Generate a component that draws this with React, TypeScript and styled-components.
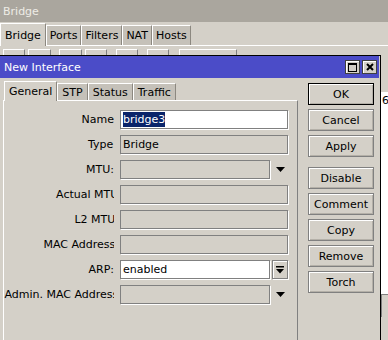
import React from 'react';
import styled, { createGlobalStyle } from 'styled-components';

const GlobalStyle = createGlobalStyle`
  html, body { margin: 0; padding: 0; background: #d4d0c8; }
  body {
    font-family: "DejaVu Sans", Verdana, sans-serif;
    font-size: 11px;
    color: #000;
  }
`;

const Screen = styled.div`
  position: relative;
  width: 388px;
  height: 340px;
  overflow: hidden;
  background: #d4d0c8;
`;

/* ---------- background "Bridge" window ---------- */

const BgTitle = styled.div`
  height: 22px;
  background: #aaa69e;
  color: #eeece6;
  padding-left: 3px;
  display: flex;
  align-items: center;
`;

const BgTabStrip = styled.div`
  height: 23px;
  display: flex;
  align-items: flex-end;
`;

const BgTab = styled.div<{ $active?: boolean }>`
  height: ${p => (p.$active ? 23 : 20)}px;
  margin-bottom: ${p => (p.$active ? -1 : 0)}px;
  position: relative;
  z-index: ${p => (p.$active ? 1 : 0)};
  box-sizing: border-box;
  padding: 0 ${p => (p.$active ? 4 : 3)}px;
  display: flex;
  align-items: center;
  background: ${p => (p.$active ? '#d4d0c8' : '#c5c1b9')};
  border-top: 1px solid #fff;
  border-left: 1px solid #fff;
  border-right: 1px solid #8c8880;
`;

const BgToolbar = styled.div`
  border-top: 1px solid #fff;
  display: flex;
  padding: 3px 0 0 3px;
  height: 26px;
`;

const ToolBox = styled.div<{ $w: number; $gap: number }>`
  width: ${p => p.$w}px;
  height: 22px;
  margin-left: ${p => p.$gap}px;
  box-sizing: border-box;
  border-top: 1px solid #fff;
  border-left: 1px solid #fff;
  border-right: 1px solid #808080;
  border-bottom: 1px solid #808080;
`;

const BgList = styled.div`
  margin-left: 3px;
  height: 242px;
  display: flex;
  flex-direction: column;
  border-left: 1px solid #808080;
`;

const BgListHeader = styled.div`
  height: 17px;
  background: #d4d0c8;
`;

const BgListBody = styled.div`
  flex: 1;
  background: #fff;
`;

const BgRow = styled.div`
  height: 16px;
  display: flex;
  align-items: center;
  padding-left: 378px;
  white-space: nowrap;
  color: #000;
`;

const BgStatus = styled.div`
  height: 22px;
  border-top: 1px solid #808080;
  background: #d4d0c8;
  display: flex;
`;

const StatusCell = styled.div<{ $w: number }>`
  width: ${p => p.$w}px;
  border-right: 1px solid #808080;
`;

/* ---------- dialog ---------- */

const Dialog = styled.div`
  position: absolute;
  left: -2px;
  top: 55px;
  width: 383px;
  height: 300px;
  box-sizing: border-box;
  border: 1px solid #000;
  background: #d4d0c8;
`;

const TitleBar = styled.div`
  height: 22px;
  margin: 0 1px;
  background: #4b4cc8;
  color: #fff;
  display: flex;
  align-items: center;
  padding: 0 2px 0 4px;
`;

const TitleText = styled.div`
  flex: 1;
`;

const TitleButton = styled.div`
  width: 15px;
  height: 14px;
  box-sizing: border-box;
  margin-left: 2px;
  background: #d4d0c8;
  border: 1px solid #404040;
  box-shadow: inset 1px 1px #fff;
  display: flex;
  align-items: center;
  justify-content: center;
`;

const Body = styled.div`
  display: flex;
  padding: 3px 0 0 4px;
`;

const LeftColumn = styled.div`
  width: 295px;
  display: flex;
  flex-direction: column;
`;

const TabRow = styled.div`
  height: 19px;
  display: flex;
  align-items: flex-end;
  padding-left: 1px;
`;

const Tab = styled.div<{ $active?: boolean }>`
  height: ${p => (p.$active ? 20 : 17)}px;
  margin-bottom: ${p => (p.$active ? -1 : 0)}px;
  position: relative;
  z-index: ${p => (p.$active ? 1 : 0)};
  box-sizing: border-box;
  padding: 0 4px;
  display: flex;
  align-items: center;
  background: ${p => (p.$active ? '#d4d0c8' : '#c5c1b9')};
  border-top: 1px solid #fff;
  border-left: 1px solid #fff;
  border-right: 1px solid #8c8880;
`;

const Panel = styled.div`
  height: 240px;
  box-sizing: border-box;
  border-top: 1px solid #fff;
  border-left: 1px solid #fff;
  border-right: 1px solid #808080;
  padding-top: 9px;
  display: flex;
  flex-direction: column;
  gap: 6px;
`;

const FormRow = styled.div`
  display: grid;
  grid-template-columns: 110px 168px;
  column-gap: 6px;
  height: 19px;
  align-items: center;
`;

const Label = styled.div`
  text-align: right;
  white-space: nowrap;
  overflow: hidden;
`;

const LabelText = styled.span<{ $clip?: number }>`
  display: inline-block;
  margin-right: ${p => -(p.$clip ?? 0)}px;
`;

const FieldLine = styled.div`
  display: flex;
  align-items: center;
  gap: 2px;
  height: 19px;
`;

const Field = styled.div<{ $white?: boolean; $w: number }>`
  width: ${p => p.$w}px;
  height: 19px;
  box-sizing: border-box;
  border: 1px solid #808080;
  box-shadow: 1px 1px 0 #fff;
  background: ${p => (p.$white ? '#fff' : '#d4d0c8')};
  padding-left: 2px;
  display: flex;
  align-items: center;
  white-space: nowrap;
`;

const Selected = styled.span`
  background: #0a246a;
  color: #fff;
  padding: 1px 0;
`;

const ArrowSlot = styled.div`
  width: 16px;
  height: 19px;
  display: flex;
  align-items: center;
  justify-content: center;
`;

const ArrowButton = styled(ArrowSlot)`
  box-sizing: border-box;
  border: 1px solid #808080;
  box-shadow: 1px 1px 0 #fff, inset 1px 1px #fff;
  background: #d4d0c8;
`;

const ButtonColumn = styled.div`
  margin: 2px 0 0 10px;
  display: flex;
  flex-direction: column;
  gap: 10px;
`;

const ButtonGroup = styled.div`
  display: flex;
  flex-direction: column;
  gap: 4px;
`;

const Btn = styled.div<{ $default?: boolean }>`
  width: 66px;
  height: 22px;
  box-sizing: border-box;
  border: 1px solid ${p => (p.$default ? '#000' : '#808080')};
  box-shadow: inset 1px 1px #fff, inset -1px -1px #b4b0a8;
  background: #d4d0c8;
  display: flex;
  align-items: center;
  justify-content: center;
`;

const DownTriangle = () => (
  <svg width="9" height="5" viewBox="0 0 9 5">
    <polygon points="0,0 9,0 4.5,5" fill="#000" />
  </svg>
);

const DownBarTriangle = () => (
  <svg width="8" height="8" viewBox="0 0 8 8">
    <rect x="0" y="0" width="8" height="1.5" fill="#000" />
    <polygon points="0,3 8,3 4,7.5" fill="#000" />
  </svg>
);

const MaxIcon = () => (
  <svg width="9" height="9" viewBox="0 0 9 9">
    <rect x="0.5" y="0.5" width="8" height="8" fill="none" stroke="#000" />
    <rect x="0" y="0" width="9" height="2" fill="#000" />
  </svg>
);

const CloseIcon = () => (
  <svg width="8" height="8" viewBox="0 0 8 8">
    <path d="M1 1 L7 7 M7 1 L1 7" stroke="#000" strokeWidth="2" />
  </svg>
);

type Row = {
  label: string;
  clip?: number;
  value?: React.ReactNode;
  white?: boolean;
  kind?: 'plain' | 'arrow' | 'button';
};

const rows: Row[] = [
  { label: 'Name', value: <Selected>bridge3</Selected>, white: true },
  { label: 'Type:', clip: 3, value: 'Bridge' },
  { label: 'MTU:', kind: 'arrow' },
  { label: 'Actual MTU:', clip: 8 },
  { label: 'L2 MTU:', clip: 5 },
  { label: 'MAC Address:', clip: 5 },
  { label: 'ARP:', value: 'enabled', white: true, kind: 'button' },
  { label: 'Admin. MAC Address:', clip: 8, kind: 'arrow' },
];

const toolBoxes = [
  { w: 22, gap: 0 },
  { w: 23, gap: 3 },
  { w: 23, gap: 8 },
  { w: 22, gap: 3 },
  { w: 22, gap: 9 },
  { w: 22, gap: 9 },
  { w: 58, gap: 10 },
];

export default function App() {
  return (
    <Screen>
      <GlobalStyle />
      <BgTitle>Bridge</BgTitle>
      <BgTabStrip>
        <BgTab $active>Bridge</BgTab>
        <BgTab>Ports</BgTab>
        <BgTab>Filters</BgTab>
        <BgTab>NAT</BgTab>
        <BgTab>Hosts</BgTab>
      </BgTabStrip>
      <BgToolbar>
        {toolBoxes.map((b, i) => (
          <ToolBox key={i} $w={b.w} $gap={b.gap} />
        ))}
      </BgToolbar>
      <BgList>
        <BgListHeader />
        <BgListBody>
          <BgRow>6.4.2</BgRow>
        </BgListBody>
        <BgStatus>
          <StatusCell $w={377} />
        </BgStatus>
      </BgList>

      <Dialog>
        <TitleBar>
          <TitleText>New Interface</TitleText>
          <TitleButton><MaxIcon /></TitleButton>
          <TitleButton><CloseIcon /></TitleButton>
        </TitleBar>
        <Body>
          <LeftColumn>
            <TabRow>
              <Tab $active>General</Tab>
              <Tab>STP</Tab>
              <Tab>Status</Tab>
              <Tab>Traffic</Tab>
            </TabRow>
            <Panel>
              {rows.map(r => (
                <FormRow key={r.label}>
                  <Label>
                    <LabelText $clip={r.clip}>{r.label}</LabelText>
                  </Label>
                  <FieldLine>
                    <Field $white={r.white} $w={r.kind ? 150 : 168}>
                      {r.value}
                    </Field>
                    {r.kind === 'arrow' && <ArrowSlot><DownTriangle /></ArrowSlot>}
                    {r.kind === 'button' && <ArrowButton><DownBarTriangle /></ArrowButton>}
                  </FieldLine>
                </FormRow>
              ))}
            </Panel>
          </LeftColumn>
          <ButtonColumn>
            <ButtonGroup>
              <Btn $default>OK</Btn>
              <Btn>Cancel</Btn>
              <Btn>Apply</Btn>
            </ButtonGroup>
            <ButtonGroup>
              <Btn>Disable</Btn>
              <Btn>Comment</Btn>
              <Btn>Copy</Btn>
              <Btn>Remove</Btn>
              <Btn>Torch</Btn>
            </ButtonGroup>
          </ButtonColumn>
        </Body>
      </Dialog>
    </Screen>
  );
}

============

● Objective
Restate only the lines running from the start of the material above through the line containing "window ---------- */", ends included. No pictures.

● Response
Generate a component that draws this with React, TypeScript and styled-components.
import React from 'react';
import styled, { createGlobalStyle } from 'styled-components';

const GlobalStyle = createGlobalStyle`
  html, body { margin: 0; padding: 0; background: #d4d0c8; }
  body {
    font-family: "DejaVu Sans", Verdana, sans-serif;
    font-size: 11px;
    color: #000;
  }
`;

const Screen = styled.div`
  position: relative;
  width: 388px;
  height: 340px;
  overflow: hidden;
  background: #d4d0c8;
`;

/* ---------- background "Bridge" window ---------- */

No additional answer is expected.